You don’t have to create the data frame objects anew for each session. You can use their save() method to write them to disk, the list_data_frames() function to list all available objects in the engine, and load_data_frame() to create a DataFrame handler for a data set already present in the getML engine (see Lifecycles and synchronization between engine and API for details).

df_table.save()

getml.data.list_data_frames()

df_table_reloaded = getml.data.load_data_frame('table')

Note:

Although the Python API does not store the actual data itself, you can use the to_csv(), to_db(), to_json(), and to_pandas() methods to retrieve them.

Methods

add(col, name[, role, unit, time_formats])

Adds a column to the current DataFrame.

copy(name)

Creates a deep copy of the data frame under a new name.

delete([mem_only])

Deletes the data frame from the getML engine.

drop(name)

Remove the column identified by name.

from_csv(fnames, name[, num_lines_sniffed, …])

Create a DataFrame from CSV files.

from_db(table_name[, name, roles, ignore, …])

Create a DataFrame from a table in a database.

from_dict(data, name[, roles, ignore, dry])

Create a new DataFrame from a dict

from_json(json_str, name[, roles, ignore, dry])

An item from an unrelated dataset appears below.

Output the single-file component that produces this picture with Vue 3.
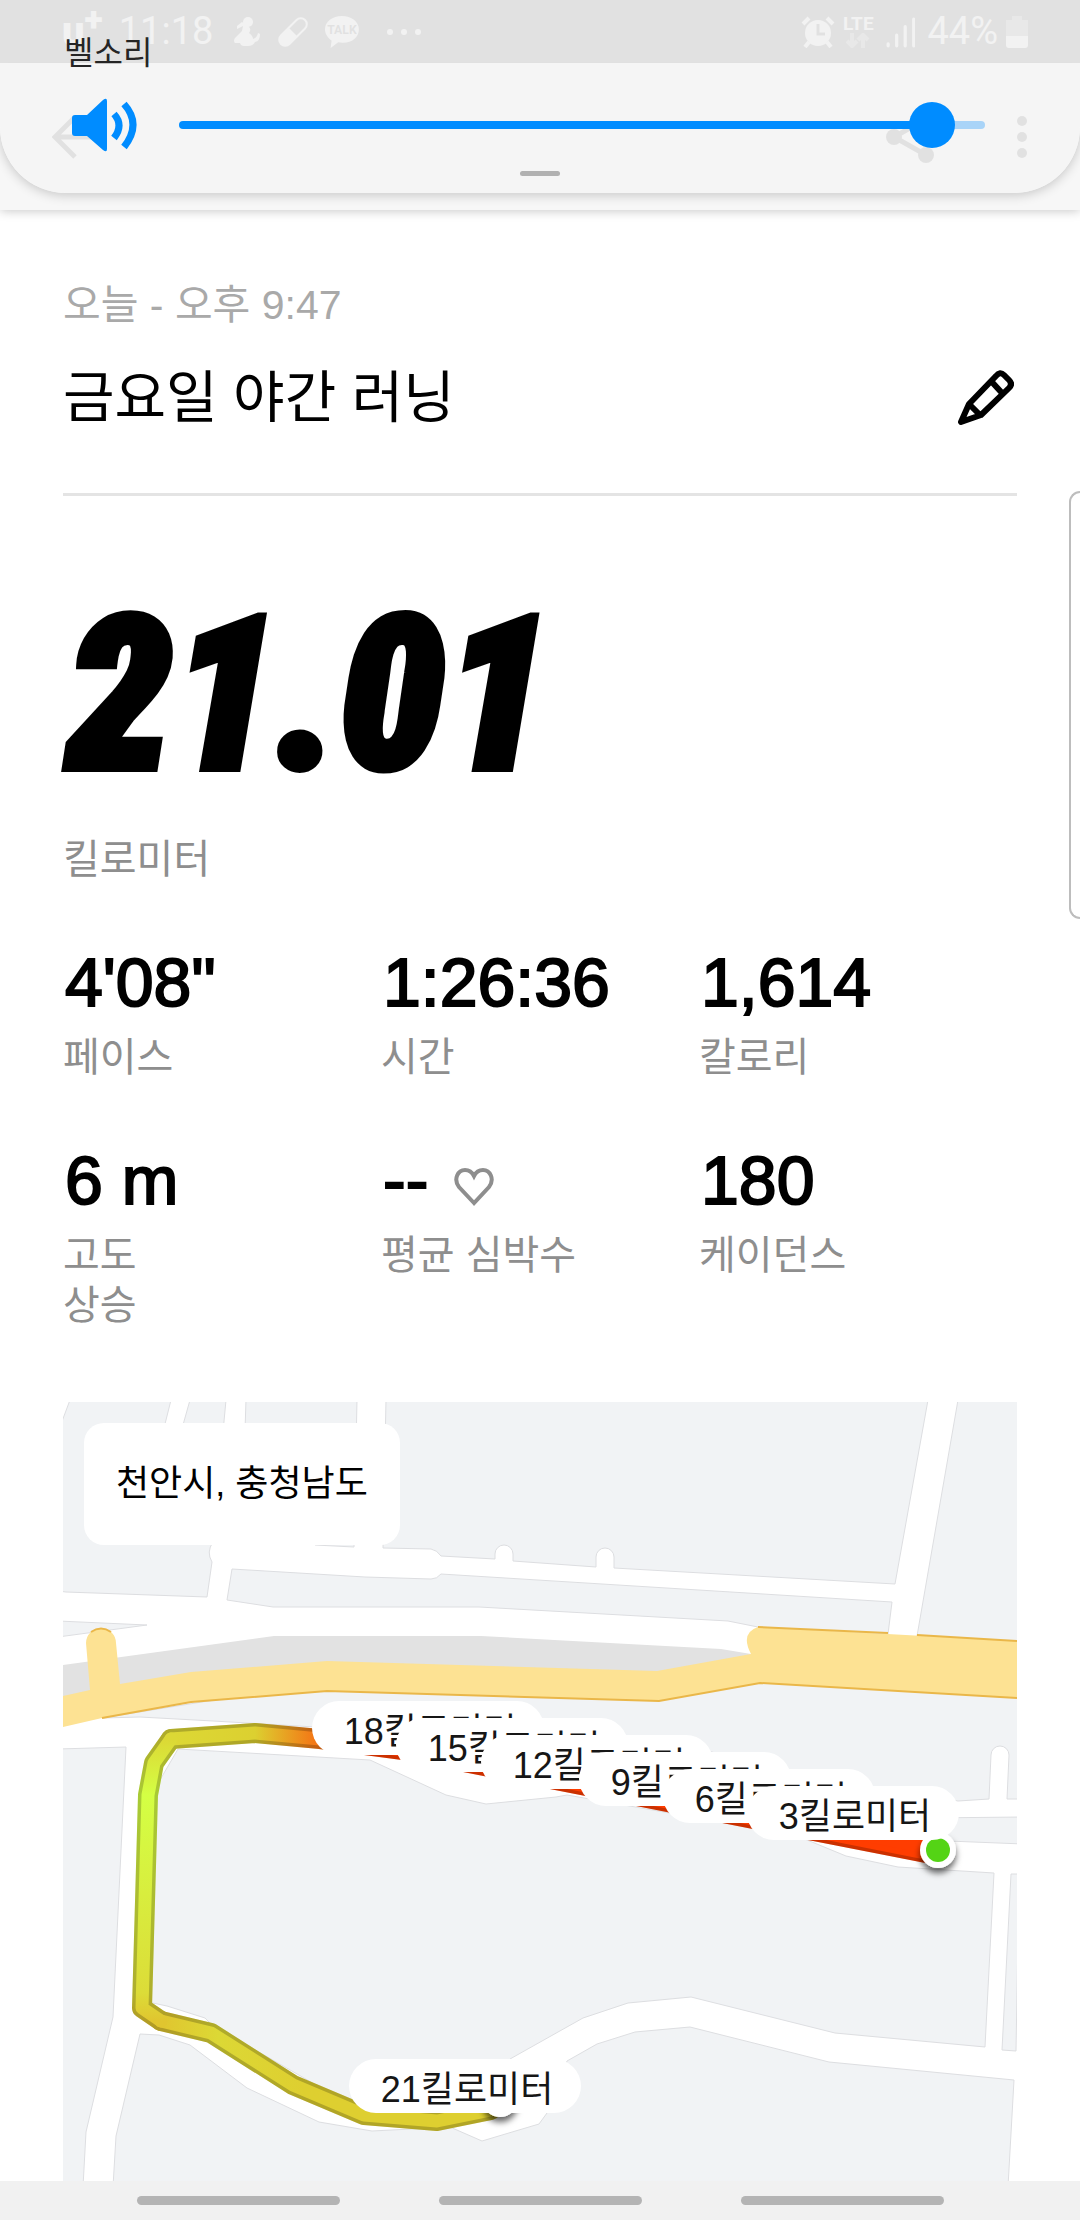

Create a new DataFrame from a JSON string.

from_pandas(pandas_df, name[, roles, …])

Create a DataFrame from a pandas.DataFrame.

from_s3(bucket, keys, region, name[, …])

Create a DataFrame from CSV files located in an S3 bucket.

group_by(key, name, aggregations)

Creates new DataFrame by grouping over a join key.

join(name, other, join_key[, …])

Create a new DataFrame by joining the current instance with another DataFrame.

load()

Loads saved data from disk.

n_bytes()

Size of the data stored in the underlying data frame in the getML engine.

n_cols()

Number of columns in the current instance.

n_rows()

Number of rows in the current instance.

num_column(value)

Generates a float or integer column that consists solely of a single entry.

random([seed])

Create random column.

read_csv(fnames[, append, quotechar, sep, …])

Read CSV files.

read_db(table_name[, append, conn])

Fill from Database.

read_json(json_str[, append, time_formats])

Fill from JSON

read_pandas(pandas_df[, append])

Uploads a pandas.DataFrame.

read_query(query[, append, conn])

Fill from query

read_s3(bucket, keys, region[, append, sep, …])

Read CSV files from an S3 bucket.

refresh()

Aligns meta-information of the current instance with the corresponding data frame in the getML engine.

rowid()

Get the row numbers of the table.

save()

Writes the underlying data in the getML engine to disk.

set_role(names, role[, time_formats])

Assigns a new role to one or more columns.

set_unit(names, unit[, comparison_only])

Assigns a new unit to one or more columns.

string_column(value)

Generates a string column that consists solely of a single entry.

to_csv(fname[, quotechar, sep, batch_size])

Writes the underlying data into a newly created CSV file.

to_db(table_name[, conn])

Writes the underlying data into a newly created table in the database.

to_html([max_rows])

Represents the data frame in HTML format, optimized for an iPython notebook.

to_json()

Creates a JSON string from the current instance.

to_pandas()

Creates a pandas.DataFrame from the current instance.

to_placeholder()

Generates a Placeholder from the current DataFrame.

to_s3(bucket, key, region[, sep, batch_size])

Writes the underlying data into a newly created CSV file located in an S3 bucket.

where(name, condition)

Extract a subset of rows.

Attributes

categorical_names

List of the names of all categorical columns.

colnames

List of the names of all columns.

join_key_names

List of the names of all join keys.

n_categorical

Number of categorical columns.

n_join_keys

Number of join keys.

n_numerical

Number of numerical columns.

n_targets

Number of target columns.

n_time_stamps

Number of time stamps columns.

n_unused

Number of unused columns.

n_unused_floats

Number of unused float columns.

n_unused_strings

Number of unused string columns.

numerical_names

List of the names of all numerical columns.

roles

The roles of the columns included in this DataFrame.

shape

A tuple containing the number of rows and columns of the DataFrame.

target_names

List of the names of all target columns.

time_stamp_names

List of the names of all time stamps.

unused_float_names

List of the names of all unused float columns.

unused_names

List of the names of all unused columns.

unused_string_names

List of the names of all unused string columns.